* What is expected
Read the records below and copy each line that contains "Tailwind".

* Data supplied
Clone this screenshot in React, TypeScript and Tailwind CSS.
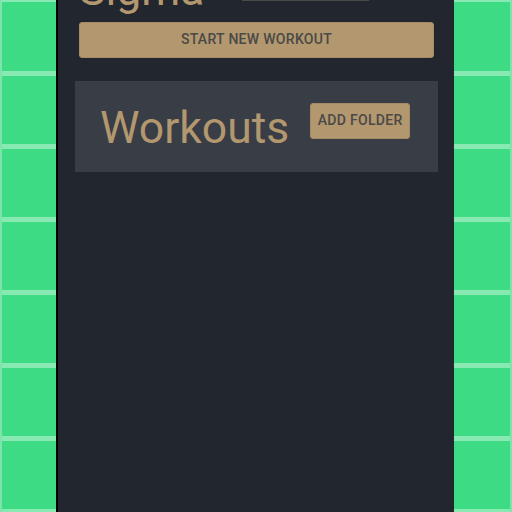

---

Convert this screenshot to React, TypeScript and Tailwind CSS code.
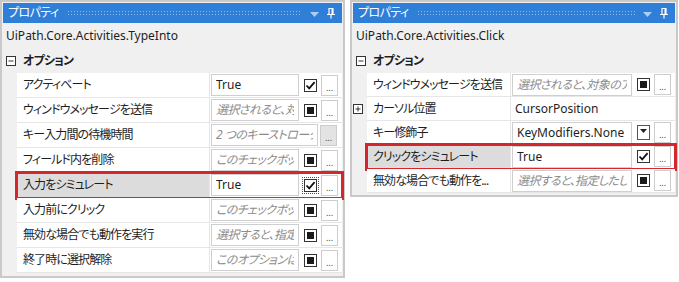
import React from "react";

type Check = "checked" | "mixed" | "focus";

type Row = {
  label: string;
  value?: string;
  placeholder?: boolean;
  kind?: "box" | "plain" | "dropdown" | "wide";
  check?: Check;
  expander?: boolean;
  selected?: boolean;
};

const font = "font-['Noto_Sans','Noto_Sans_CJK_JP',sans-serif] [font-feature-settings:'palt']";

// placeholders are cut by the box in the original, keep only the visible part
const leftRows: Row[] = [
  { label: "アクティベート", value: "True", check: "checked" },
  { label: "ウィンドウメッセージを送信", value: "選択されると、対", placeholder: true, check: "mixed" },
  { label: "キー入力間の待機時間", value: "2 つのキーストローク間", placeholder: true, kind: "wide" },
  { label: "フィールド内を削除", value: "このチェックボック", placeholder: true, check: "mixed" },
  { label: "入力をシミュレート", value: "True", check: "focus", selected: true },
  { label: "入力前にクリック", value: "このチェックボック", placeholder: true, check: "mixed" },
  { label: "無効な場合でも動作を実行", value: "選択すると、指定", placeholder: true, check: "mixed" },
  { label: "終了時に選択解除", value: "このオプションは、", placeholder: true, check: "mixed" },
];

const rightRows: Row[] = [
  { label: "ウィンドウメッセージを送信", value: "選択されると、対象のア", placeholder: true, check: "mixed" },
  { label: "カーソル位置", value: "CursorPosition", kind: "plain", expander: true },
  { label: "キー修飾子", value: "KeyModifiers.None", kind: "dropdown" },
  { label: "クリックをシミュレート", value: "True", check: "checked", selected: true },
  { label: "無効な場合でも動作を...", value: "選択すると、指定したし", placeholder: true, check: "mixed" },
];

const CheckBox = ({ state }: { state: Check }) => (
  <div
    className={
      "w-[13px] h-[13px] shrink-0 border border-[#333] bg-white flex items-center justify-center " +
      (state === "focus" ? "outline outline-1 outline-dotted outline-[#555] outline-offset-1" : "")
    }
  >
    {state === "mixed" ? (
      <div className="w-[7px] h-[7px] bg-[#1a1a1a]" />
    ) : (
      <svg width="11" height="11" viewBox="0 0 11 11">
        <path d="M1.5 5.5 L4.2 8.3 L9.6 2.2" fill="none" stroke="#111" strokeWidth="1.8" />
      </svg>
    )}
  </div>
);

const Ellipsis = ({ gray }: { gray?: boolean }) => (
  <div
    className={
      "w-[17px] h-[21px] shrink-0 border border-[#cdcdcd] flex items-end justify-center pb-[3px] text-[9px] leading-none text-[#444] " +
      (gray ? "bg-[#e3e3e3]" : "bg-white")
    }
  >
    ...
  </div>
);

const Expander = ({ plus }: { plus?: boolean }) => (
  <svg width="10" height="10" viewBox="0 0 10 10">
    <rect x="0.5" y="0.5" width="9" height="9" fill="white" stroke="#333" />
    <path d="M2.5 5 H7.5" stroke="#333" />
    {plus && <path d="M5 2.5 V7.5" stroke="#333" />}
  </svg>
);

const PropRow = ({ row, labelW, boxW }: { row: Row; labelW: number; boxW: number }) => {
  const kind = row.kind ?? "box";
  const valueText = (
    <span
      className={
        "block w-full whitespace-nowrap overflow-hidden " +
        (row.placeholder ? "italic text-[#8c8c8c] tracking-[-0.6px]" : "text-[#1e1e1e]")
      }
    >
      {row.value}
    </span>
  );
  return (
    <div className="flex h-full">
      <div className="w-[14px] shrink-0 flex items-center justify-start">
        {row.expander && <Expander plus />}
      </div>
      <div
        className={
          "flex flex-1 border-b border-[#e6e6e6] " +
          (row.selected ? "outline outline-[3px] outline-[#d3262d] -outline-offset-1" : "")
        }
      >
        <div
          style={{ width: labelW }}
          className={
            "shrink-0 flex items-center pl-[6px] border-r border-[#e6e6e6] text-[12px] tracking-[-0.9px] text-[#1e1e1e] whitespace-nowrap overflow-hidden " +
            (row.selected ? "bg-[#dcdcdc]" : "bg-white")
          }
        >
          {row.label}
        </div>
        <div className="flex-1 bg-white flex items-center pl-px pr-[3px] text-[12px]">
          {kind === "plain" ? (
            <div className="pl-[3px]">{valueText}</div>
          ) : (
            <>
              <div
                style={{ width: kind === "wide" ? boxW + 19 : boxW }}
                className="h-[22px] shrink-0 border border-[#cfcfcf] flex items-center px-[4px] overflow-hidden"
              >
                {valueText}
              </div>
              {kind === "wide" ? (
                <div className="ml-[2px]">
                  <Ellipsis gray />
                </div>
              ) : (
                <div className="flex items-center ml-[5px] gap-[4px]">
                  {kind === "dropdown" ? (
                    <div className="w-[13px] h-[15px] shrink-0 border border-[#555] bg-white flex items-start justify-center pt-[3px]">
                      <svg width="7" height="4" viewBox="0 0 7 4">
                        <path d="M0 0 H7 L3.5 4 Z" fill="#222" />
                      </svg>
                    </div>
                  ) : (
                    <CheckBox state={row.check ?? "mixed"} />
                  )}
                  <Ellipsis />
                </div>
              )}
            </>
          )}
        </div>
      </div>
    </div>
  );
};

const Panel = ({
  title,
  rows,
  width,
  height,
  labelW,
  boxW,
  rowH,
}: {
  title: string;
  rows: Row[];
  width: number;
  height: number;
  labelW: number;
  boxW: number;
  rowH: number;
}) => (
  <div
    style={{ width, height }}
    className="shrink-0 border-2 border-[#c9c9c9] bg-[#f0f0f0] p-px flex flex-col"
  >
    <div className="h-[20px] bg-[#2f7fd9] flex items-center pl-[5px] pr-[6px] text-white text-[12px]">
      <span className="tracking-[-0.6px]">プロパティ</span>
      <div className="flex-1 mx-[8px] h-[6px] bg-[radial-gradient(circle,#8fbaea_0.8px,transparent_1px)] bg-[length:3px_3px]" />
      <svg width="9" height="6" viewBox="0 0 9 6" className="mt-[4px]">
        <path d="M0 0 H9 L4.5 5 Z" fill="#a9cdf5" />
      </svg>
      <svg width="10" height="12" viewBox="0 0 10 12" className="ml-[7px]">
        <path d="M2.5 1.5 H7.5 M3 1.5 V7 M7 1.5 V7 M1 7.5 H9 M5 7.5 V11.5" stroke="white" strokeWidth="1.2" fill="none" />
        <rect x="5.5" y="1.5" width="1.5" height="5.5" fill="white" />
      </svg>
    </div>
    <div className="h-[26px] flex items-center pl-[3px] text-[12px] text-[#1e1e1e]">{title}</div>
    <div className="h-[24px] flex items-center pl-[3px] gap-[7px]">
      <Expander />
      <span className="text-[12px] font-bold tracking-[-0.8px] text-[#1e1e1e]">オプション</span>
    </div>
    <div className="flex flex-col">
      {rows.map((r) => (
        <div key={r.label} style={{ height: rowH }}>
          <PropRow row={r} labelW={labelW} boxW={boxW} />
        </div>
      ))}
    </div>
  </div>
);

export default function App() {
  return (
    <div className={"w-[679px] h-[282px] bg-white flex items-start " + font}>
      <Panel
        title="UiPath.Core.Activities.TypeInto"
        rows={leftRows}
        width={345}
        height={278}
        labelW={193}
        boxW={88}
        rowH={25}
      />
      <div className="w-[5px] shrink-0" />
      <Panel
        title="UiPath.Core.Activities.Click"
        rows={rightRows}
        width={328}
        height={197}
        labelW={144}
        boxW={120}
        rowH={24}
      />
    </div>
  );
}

---

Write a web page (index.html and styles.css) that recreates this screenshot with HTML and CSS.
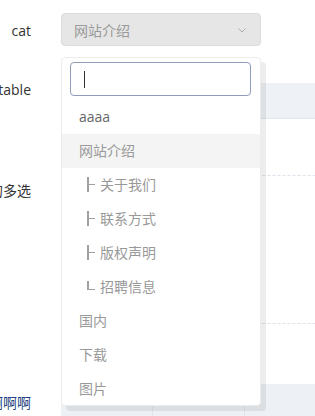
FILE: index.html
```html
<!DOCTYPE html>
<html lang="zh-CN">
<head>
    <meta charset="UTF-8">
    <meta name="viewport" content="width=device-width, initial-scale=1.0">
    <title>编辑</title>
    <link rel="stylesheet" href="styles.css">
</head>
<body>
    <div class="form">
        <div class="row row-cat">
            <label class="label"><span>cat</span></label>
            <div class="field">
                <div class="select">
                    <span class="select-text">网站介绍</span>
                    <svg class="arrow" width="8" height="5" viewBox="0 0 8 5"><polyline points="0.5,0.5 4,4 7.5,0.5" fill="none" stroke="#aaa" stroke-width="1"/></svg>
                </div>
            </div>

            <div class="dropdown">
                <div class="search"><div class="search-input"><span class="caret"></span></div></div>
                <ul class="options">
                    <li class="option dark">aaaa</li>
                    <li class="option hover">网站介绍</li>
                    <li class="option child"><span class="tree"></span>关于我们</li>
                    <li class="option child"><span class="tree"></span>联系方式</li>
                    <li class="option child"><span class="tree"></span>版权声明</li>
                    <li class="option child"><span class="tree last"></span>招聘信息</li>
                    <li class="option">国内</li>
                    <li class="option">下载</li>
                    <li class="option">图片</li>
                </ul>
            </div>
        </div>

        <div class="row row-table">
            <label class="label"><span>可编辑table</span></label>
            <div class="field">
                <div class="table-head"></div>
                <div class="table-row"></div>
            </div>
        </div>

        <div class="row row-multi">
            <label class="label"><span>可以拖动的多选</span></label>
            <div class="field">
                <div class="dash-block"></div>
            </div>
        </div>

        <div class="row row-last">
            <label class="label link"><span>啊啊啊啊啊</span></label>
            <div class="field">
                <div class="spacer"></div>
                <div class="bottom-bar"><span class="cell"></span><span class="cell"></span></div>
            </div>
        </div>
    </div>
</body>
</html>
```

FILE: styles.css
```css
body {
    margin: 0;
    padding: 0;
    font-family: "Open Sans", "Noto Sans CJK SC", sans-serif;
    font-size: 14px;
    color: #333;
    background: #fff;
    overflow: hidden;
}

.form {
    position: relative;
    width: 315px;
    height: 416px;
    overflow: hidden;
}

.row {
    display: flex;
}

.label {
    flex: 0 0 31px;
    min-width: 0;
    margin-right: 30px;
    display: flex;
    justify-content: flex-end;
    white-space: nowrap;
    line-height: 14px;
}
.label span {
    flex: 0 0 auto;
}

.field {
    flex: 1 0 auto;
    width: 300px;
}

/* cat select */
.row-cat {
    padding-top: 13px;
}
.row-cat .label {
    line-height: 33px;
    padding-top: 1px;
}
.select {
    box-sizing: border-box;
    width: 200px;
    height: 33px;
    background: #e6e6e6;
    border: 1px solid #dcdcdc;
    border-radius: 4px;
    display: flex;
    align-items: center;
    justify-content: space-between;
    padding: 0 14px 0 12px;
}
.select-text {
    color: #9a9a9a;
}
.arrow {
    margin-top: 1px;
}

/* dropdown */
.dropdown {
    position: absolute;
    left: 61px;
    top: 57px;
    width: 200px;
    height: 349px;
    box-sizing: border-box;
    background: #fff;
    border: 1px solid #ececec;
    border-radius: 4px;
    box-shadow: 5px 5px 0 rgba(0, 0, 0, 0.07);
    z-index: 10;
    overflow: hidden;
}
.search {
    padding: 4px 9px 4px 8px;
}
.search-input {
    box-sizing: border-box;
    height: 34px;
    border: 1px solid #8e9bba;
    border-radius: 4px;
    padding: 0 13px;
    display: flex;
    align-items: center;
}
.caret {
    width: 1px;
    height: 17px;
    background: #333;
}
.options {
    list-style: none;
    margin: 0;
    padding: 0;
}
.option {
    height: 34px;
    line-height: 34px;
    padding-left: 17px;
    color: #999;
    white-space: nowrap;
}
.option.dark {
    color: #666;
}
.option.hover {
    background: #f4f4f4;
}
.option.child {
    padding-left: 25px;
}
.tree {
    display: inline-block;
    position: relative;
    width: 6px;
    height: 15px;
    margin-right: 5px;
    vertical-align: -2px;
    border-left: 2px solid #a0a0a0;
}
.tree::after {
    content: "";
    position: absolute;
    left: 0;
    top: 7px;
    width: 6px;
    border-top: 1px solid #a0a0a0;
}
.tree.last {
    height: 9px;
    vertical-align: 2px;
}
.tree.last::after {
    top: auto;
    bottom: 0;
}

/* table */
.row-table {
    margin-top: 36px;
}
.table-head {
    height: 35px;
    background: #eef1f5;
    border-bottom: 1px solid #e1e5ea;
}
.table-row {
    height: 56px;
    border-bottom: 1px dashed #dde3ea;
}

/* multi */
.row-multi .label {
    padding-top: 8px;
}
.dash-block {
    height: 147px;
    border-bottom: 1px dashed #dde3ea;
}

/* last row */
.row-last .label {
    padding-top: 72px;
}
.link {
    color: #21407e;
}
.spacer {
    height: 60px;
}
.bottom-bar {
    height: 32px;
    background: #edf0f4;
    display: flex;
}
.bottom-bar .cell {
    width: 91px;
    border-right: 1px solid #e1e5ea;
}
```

* Finished exercise
Clone this screenshot in React, TypeScript and Tailwind CSS.
Convert this screenshot to React, TypeScript and Tailwind CSS code.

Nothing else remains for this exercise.